[Dataset excerpt]
==*==
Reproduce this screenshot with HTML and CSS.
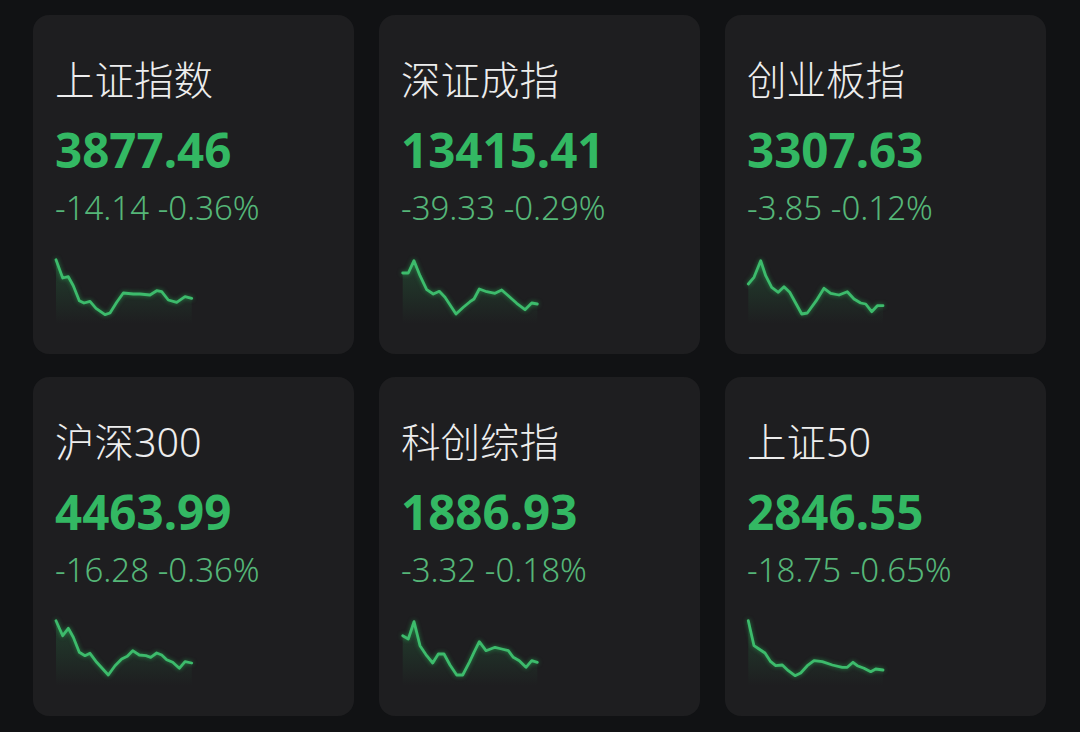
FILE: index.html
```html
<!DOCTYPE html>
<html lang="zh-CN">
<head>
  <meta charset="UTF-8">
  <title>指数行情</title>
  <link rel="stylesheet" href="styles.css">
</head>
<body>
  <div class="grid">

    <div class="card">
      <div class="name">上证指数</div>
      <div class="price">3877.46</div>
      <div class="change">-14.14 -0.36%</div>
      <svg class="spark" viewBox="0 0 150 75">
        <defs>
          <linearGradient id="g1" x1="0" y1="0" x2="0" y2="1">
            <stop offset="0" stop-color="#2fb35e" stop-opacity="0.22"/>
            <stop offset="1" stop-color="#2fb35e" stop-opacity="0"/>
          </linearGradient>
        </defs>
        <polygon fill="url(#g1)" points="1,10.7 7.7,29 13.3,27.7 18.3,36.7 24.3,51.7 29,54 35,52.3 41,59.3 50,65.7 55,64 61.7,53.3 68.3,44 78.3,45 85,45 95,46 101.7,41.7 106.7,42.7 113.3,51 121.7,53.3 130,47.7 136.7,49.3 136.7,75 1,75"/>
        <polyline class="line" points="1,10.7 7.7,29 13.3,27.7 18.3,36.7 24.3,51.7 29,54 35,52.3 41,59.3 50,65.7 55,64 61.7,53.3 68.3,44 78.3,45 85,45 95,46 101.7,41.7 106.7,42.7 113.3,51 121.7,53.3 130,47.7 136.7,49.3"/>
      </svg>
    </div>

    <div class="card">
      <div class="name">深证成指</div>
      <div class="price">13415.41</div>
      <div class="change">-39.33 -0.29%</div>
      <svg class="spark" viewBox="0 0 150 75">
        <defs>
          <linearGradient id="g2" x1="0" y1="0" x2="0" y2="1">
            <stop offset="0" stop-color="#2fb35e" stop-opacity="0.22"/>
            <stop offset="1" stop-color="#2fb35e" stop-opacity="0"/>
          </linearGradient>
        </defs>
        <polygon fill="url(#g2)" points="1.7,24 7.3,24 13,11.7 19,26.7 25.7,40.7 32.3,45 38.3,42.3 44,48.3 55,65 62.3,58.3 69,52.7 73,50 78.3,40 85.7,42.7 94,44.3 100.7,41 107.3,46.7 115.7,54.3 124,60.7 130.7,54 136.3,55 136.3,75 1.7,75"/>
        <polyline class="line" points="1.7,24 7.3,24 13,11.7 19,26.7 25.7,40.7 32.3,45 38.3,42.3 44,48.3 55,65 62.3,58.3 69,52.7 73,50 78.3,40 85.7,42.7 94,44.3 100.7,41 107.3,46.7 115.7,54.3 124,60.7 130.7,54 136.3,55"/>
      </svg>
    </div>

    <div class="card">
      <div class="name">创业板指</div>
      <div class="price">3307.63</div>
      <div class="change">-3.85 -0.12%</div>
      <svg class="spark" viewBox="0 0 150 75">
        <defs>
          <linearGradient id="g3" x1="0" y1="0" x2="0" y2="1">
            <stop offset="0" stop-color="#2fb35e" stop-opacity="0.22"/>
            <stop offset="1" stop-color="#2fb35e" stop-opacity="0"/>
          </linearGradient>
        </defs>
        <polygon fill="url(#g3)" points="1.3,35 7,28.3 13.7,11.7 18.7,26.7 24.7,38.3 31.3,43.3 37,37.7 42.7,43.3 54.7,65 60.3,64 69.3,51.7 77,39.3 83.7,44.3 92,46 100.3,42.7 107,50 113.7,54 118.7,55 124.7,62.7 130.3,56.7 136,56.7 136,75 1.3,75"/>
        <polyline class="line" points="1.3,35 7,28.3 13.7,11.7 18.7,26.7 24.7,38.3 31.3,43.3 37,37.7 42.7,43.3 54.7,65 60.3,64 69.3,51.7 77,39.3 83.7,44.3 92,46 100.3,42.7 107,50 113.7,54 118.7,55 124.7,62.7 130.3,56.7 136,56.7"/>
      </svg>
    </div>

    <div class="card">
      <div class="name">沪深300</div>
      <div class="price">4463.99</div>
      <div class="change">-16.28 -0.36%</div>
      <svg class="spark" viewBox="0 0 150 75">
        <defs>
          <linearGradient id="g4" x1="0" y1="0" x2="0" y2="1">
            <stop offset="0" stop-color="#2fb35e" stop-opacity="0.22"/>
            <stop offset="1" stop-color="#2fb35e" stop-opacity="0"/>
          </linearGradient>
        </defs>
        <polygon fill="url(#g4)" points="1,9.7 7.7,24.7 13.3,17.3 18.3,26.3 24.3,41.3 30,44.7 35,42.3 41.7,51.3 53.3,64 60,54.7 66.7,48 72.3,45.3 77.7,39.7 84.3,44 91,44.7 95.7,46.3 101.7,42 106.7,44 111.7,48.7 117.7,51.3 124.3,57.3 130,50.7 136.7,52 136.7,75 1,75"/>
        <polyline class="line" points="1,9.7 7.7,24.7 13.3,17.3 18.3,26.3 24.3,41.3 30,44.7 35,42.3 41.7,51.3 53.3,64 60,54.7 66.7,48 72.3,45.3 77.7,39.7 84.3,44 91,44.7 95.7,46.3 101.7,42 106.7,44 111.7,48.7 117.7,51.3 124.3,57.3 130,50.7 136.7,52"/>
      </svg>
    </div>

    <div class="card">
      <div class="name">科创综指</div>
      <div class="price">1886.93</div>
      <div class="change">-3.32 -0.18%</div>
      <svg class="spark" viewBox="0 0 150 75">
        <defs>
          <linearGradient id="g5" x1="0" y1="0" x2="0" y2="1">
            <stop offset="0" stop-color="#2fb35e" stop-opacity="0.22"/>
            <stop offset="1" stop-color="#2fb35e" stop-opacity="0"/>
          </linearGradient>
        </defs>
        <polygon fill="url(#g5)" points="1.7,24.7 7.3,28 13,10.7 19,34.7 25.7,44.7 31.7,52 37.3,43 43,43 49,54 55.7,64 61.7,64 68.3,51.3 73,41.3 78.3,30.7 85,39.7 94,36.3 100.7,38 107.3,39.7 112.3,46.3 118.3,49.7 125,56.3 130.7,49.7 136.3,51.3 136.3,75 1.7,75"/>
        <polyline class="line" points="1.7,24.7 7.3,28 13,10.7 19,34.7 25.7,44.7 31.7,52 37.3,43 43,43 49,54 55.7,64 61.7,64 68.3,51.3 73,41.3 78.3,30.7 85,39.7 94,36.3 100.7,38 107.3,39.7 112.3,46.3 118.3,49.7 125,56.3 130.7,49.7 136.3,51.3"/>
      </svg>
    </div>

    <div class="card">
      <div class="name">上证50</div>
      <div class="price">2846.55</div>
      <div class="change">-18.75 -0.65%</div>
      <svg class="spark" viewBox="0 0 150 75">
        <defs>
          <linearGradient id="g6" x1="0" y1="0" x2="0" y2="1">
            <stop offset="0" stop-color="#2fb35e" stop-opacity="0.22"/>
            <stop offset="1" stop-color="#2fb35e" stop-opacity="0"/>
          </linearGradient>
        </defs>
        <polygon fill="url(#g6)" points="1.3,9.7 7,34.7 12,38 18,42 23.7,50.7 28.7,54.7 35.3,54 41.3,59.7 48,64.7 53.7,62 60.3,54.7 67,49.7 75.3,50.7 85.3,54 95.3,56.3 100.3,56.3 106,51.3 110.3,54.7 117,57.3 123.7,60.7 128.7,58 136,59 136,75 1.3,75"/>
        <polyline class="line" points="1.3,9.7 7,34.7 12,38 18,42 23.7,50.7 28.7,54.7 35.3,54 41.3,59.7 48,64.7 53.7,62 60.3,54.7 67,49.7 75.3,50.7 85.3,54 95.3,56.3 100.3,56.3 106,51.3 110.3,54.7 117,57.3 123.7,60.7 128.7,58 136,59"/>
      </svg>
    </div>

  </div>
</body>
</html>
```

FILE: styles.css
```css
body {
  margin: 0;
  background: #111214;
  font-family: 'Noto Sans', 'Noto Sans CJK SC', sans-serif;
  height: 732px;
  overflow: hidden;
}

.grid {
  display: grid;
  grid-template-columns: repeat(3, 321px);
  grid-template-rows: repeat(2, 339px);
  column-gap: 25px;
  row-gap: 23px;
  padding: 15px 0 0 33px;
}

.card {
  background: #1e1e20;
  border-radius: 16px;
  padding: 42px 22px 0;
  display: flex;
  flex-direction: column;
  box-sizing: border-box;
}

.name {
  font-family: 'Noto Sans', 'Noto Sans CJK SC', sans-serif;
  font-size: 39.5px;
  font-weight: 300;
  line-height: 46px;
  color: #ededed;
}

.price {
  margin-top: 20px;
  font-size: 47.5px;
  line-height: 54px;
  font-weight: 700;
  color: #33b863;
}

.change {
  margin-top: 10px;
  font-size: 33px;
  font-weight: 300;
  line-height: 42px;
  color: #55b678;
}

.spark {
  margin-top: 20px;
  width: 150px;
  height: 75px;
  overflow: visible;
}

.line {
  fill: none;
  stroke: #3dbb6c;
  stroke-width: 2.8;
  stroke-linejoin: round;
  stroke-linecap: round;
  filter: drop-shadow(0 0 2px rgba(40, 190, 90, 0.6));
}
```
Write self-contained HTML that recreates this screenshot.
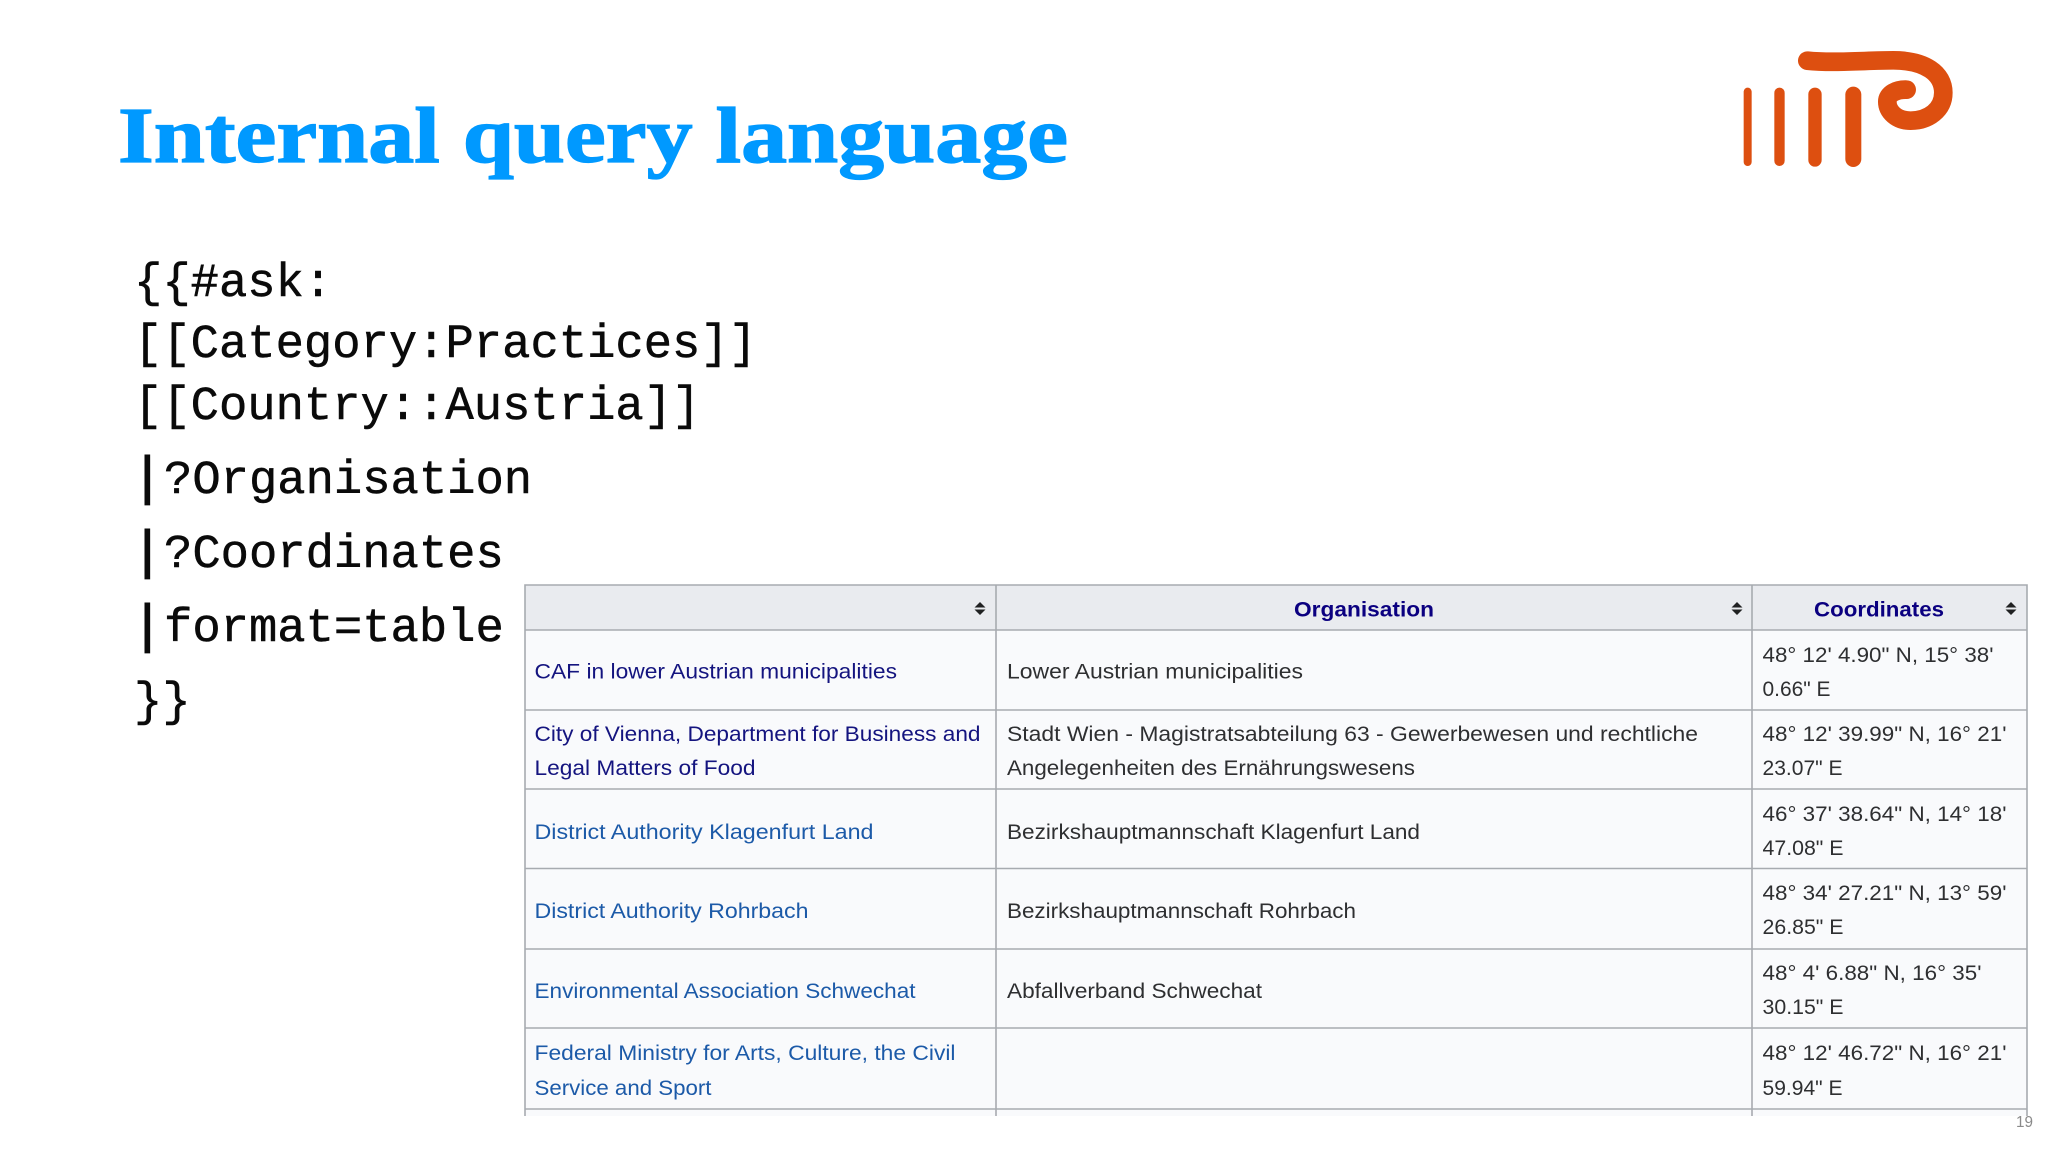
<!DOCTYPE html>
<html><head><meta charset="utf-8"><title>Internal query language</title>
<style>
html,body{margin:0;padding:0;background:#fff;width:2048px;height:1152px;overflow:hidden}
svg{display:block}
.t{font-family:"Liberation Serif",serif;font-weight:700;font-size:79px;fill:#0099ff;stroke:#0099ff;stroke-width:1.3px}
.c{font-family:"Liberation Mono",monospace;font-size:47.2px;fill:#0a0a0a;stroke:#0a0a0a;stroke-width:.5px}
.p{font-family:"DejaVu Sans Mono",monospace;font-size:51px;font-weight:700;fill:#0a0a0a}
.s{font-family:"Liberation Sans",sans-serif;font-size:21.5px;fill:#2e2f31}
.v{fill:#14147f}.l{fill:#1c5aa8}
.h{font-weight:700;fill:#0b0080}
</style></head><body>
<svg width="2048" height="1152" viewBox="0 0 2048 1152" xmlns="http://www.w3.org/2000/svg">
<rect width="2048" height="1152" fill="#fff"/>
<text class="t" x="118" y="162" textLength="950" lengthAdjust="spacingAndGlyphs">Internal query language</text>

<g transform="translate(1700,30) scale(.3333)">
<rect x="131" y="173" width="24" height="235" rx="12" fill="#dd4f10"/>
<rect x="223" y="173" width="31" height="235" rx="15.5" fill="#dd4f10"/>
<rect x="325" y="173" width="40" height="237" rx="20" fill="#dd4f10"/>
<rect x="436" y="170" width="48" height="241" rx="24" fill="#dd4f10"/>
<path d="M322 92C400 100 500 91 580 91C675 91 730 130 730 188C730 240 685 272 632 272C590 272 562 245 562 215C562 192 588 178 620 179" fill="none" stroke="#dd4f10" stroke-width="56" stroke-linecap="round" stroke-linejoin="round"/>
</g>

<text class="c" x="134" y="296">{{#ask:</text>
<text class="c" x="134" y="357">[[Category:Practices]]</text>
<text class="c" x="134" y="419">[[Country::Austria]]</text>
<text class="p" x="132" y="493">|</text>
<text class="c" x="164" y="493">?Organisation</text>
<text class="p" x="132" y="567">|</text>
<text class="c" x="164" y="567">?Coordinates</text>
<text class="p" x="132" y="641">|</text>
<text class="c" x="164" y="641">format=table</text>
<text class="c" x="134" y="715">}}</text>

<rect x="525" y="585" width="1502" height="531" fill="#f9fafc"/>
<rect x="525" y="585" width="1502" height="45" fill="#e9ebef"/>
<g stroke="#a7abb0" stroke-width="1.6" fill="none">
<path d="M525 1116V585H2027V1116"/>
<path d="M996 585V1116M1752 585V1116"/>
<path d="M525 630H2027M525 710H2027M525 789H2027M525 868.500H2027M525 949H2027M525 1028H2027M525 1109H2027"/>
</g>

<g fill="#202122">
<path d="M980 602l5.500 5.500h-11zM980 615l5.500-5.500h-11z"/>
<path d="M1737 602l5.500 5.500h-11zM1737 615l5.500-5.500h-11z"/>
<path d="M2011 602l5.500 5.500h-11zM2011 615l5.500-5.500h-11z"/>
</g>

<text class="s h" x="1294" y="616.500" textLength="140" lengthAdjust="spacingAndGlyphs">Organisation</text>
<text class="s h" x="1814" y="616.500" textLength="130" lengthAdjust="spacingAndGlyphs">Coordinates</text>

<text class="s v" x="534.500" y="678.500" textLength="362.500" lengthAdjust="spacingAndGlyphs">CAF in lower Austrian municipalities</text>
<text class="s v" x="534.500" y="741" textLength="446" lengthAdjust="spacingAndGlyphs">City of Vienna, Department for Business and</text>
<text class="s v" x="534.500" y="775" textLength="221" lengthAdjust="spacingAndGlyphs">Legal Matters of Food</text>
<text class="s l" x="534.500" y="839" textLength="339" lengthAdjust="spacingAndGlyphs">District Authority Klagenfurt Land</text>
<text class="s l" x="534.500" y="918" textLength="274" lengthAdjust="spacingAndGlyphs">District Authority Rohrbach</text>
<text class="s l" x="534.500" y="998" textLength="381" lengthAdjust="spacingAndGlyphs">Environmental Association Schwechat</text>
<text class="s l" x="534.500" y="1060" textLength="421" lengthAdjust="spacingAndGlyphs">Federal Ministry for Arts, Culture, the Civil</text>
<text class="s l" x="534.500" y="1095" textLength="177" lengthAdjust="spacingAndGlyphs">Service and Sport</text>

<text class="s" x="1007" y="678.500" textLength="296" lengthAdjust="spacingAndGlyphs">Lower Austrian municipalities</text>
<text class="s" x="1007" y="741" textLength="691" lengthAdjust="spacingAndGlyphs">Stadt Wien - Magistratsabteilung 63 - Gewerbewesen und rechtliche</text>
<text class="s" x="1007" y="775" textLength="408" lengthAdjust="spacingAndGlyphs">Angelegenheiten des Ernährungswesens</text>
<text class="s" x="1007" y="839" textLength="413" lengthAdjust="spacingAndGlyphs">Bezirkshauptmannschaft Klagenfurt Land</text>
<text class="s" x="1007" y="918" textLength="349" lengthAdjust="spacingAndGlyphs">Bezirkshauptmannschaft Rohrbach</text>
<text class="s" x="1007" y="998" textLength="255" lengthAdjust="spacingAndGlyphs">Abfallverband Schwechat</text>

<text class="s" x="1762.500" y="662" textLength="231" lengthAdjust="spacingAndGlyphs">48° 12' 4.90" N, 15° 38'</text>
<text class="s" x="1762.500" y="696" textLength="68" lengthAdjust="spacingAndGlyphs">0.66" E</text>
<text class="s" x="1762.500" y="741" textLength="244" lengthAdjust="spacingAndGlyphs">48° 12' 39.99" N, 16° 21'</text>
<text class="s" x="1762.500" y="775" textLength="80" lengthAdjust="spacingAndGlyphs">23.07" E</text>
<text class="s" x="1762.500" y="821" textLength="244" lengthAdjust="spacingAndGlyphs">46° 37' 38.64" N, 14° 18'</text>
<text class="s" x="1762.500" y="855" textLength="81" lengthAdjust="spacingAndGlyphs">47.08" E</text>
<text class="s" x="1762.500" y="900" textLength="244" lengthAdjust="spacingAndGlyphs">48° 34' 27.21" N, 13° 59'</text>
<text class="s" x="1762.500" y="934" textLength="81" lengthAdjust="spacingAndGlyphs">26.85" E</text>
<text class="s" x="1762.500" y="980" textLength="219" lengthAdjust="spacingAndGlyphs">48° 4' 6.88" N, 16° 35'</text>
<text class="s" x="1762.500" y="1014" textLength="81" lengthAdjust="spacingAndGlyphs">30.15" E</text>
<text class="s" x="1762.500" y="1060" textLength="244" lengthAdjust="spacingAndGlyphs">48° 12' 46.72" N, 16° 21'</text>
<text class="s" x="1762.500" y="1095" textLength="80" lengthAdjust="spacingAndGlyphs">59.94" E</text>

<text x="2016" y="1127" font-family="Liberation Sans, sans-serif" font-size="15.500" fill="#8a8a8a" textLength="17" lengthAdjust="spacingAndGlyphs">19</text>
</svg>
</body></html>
==*==
DESCRIPTION OF THE TASK: Copy all lines from the entries that contain the word "this".

CORRECT OUTPUT:
Reproduce this screenshot with HTML and CSS.
Write self-contained HTML that recreates this screenshot.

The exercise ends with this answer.